CDC captures database changes at the row level by reading transaction logs rather than repeatedly querying source systems. This approach minimizes impact on production databases while ensuring data consistency through exactly-once delivery guarantees. Log-based CDC preserves transactional context and ordering, enabling accurate real-time replication. Integrate.io's CDC platform delivers sub-60 second latency with automatic schema mapping, handling source changes without manual pipeline updates.
Can non-technical users build streaming data pipelines?
Yes, low-code platforms like Integrate.io enable business users to create sophisticated streaming pipelines through drag-and-drop interfaces without writing code. The platform provides 220+ pre-built transformations covering joins, aggregations, data quality rules, and business logic. This accessibility reduces dependency on engineering resources while maintaining enterprise-grade capabilities. Organizations report significant time savings by enabling data analysts and business users to self-serve their integration needs.
What security considerations are essential for streaming ETL tools?
Enterprise streaming ETL requires comprehensive security including encryption (AES-256 for data in transit and at rest), role-based access controls, audit logging, and compliance certifications. Integrate.io maintains SOC 2, HIPAA, GDPR, and CCPA compliance with support from CISSP-certified security professionals. The platform acts as a pass-through layer without storing customer data, reducing the attack surface. For regulated industries, verify that streaming tools meet specific compliance requirements before deployment.
How do ETL tools handle schema changes in streaming data?

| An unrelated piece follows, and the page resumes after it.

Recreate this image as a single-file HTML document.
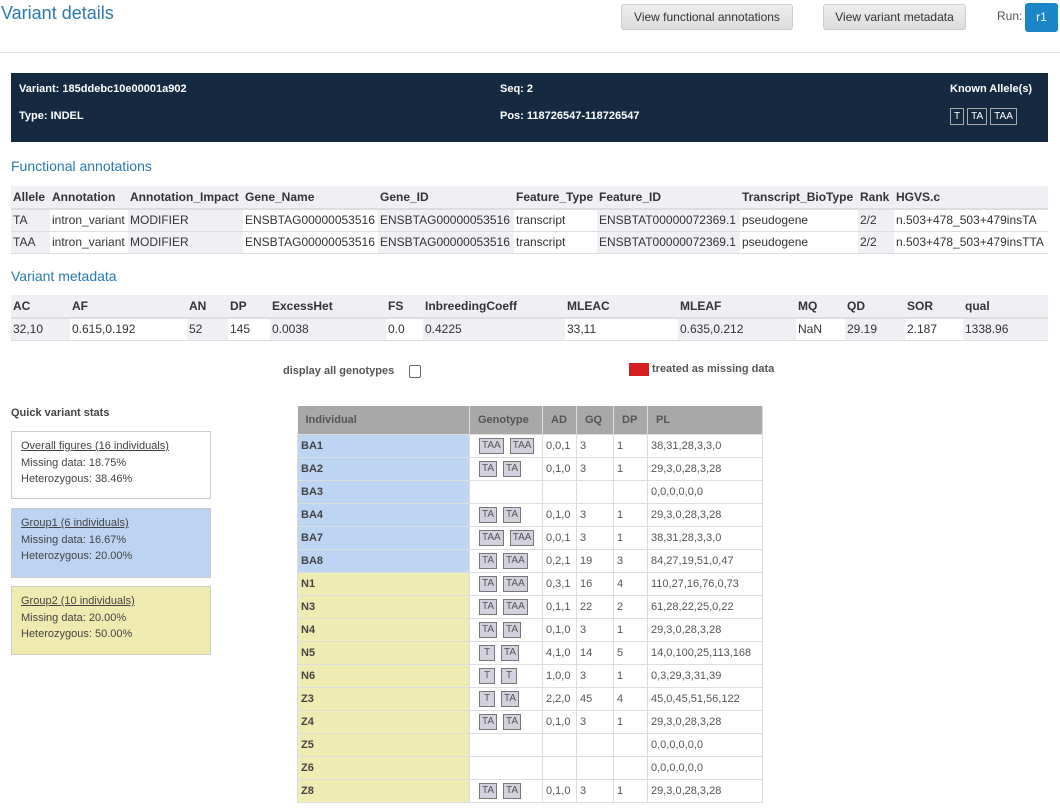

Modern streaming ETL platforms provide automatic schema detection and drift handling to manage source changes without pipeline failures. Integrate.io's auto-schema mapping ensures clean column, table, and row updates during continuous replication. When sources add columns or modify data types, the platform automatically adjusts destination schemas and alerts administrators to changes. This capability is essential for streaming workloads where manual intervention would cause data loss or processing delays.